== TASK GOAL ==
Filter the lines below, copying only those with the string "styles".

== MATERIAL ==
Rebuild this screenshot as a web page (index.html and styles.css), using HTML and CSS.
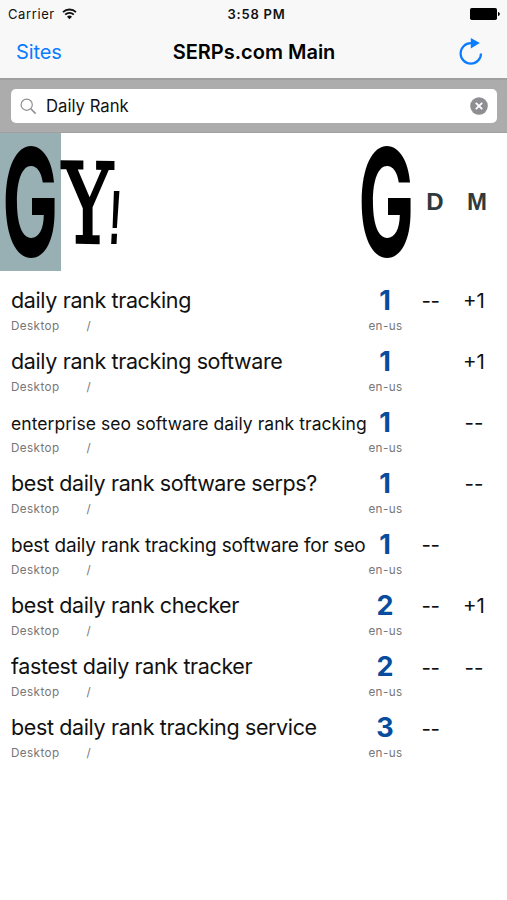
FILE: index.html
```html
<!DOCTYPE html>
<html lang="en">
<head>
  <meta charset="UTF-8" />
  <meta name="viewport" content="width=device-width, initial-scale=1.0" />
  <title>SERPs.com Main</title>
  <link rel="stylesheet" href="styles.css">
</head>
<body>
  <header class="top">
    <div class="status">
      <div class="carrier">
        <span>Carrier</span>
        <svg width="15" height="12" viewBox="0 0 15 12">
          <path d="M1 4.2a9.2 9.2 0 0 1 13 0M3.2 6.6a6.1 6.1 0 0 1 8.6 0" fill="none" stroke="#111" stroke-width="1.8" />
          <path d="M7.5 11.2L5 8.7a3.5 3.5 0 0 1 5 0z" fill="#111" />
        </svg>
      </div>
      <span class="time">3:58 PM</span>
      <div class="battery">
        <svg width="30" height="12" viewBox="0 0 30 12">
          <rect x="0" y="0" width="27" height="12" rx="1.8" />
          <path d="M28 4c2.4.3 2.4 3.7 0 4z" />
        </svg>
      </div>
    </div>
    <nav class="nav">
      <a class="back">Sites</a>
      <h1>SERPs.com Main</h1>
      <a class="refresh">
        <svg width="24" height="28" viewBox="0 0 24 28">
          <path d="M13 5.2H11.8A10.2 10.2 0 1 0 22 15.4" fill="none" stroke="#0a7cff" stroke-width="2.2" />
          <path d="M11.8 0L20.8 5L11.8 10.5z" fill="#0a7cff" />
        </svg>
      </a>
    </nav>
  </header>

  <div class="search">
    <div class="search-field">
      <svg width="17" height="17" viewBox="0 0 17 17">
        <circle cx="6.7" cy="6.7" r="5.6" fill="none" stroke="#8e8e93" stroke-width="1.2" />
        <path d="M10.8 10.8L15.6 15.6" stroke="#8e8e93" stroke-width="1.6" />
      </svg>
      <span class="search-text">Daily Rank</span>
      <svg width="18" height="18" viewBox="0 0 18 18">
        <circle cx="9" cy="9" r="8.8" fill="#8e8e93" />
        <path d="M5.8 5.8l6.4 6.4M12.2 5.8l-6.4 6.4" stroke="#fff" stroke-width="1.9" />
      </svg>
    </div>
  </div>

  <div class="engines">
    <div class="engine active">
      <svg width="61" height="138" viewBox="0 0 61 138">
        <text class="google" transform="translate(2.2 124) scale(.745 1.51)">G</text>
      </svg>
    </div>
    <div class="engine yahoo">
      <svg width="61" height="138" viewBox="0 0 61 138">
        <text class="yahoo-y" transform="translate(1.5 109) skewY(1) scale(.76 1.1)">Y</text>
        <text class="yahoo-mark" transform="translate(46.5 111) skewX(-3) scale(.5 1)">!</text>
      </svg>
    </div>
    <div class="engine">
      <svg width="61" height="138" viewBox="0 0 61 138">
        <text class="google" transform="translate(2.2 124) scale(.745 1.51)">G</text>
      </svg>
    </div>
    <span class="period">D</span>
    <span class="period">M</span>
  </div>

  <div class="list">
    <div class="row">
      <span class="name">daily rank tracking</span>
      <span class="rank">1</span><span class="day">--</span><span class="month">+1</span>
      <span class="device">Desktop <i>/</i></span><span class="locale">en-us</span>
    </div>
    <div class="row">
      <span class="name">daily rank tracking software</span>
      <span class="rank">1</span><span class="day"></span><span class="month">+1</span>
      <span class="device">Desktop <i>/</i></span><span class="locale">en-us</span>
    </div>
    <div class="row">
      <span class="name small">enterprise seo software daily rank tracking</span>
      <span class="rank">1</span><span class="day"></span><span class="month">--</span>
      <span class="device">Desktop <i>/</i></span><span class="locale">en-us</span>
    </div>
    <div class="row">
      <span class="name">best daily rank software serps?</span>
      <span class="rank">1</span><span class="day"></span><span class="month">--</span>
      <span class="device">Desktop <i>/</i></span><span class="locale">en-us</span>
    </div>
    <div class="row">
      <span class="name medium">best daily rank tracking software for seo</span>
      <span class="rank">1</span><span class="day">--</span><span class="month"></span>
      <span class="device">Desktop <i>/</i></span><span class="locale">en-us</span>
    </div>
    <div class="row">
      <span class="name">best daily rank checker</span>
      <span class="rank">2</span><span class="day">--</span><span class="month">+1</span>
      <span class="device">Desktop <i>/</i></span><span class="locale">en-us</span>
    </div>
    <div class="row">
      <span class="name">fastest daily rank tracker</span>
      <span class="rank">2</span><span class="day">--</span><span class="month">--</span>
      <span class="device">Desktop <i>/</i></span><span class="locale">en-us</span>
    </div>
    <div class="row">
      <span class="name">best daily rank tracking service</span>
      <span class="rank">3</span><span class="day">--</span><span class="month"></span>
      <span class="device">Desktop <i>/</i></span><span class="locale">en-us</span>
    </div>
  </div>
</body>
</html>
```
FILE: styles.css
```css
* {
  box-sizing: border-box;
}
body {
  margin: 0;
  height: 900px;
  overflow: hidden;
  background-color: #fff;
  color: #111;
  font-family: Inter, "Liberation Sans", sans-serif;
}
svg {
  display: block;
  overflow: visible;
}
.top {
  height: 78px;
  background-color: #f8f8f8;
}
.status {
  display: grid;
  grid-template-columns: 1fr auto 1fr;
  align-items: center;
  height: 27px;
  padding: 0 7px 0 8px;
  font-size: 13px;
}
.carrier {
  display: flex;
  align-items: center;
  gap: 7px;
  letter-spacing: 0.6px;
}
.time {
  padding-left: 5px;
  font-weight: 600;
  letter-spacing: 0.8px;
}
.battery {
  display: flex;
  justify-content: flex-end;
}
.nav {
  display: grid;
  grid-template-columns: 1fr auto 1fr;
  align-items: center;
  height: 50px;
  padding: 0 24px 0 16px;
}
.back {
  color: #0a7cff;
  font-size: 20px;
  letter-spacing: -0.1px;
}
.nav h1 {
  margin: 0;
  padding-left: 9px;
  color: #000;
  font-size: 20px;
  font-weight: 600;
}
.refresh {
  display: flex;
  justify-content: flex-end;
}
.search {
  height: 55px;
  padding: 9px 10px 0 11px;
  background-color: #acacac;
  border-top: 2px solid #9f9f9f;
  border-bottom: 1px solid #a0a0a0;
}
.search-field {
  display: flex;
  align-items: center;
  height: 34px;
  padding: 0 9px;
  background-color: #fff;
  border-radius: 5px;
}
.search-text {
  flex: 1;
  margin-left: 9px;
  padding-bottom: 1px;
  font-size: 16.7px;
}
.engines {
  display: grid;
  grid-template-columns: 61px 1fr 61px 36px 48px 6px;
  align-items: center;
  height: 138px;
}
.engine {
  height: 138px;
}
.active {
  background-color: #98b0b4;
}
.google {
  font-size: 100px;
  font-weight: 700;
}
.yahoo-y {
  font-family: "DejaVu Serif", serif;
  font-size: 100px;
  font-weight: normal;
  stroke: #000;
  stroke-width: 3px;
}
.yahoo-mark {
  font-family: "Liberation Sans", sans-serif;
  font-size: 77px;
  font-weight: bold;
}
.period {
  color: #2f3a3d;
  font-family: "Liberation Sans", sans-serif;
  font-size: 24px;
  font-weight: bold;
  text-align: center;
}
.list {
  padding-top: 13px;
}
.row {
  display: grid;
  grid-template-columns: 352px 44px 47px 40px;
  grid-template-rows: 33px 17.6px;
  align-items: center;
  height: 61.1px;
  padding-left: 11px;
}
.name {
  padding-bottom: 2px;
  font-size: 21.5px;
  letter-spacing: -0.37px;
  white-space: nowrap;
}
.small {
  padding: 2px 0 0;
  font-size: 17.5px;
  letter-spacing: 0.05px;
}
.medium {
  padding: 1px 0 0;
  font-size: 19px;
  letter-spacing: -0.17px;
}
.rank {
  color: #084c9e;
  font-size: 27px;
  font-weight: 700;
  line-height: 32px;
  text-align: center;
}
.day,
.month {
  font-size: 20.5px;
  text-align: center;
}
.day {
  letter-spacing: -0.5px;
}
.device,
.locale {
  color: #777;
  font-size: 11.7px;
  letter-spacing: 0.4px;
}
.device {
  display: flex;
  gap: 27px;
}
.device i {
  font-style: normal;
}
.locale {
  padding-left: 1px;
  text-align: center;
}
```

== ANSWER FOR THE TASK ==
Rebuild this screenshot as a web page (index.html and styles.css), using HTML and CSS.
  <link rel="stylesheet" href="styles.css">
FILE: styles.css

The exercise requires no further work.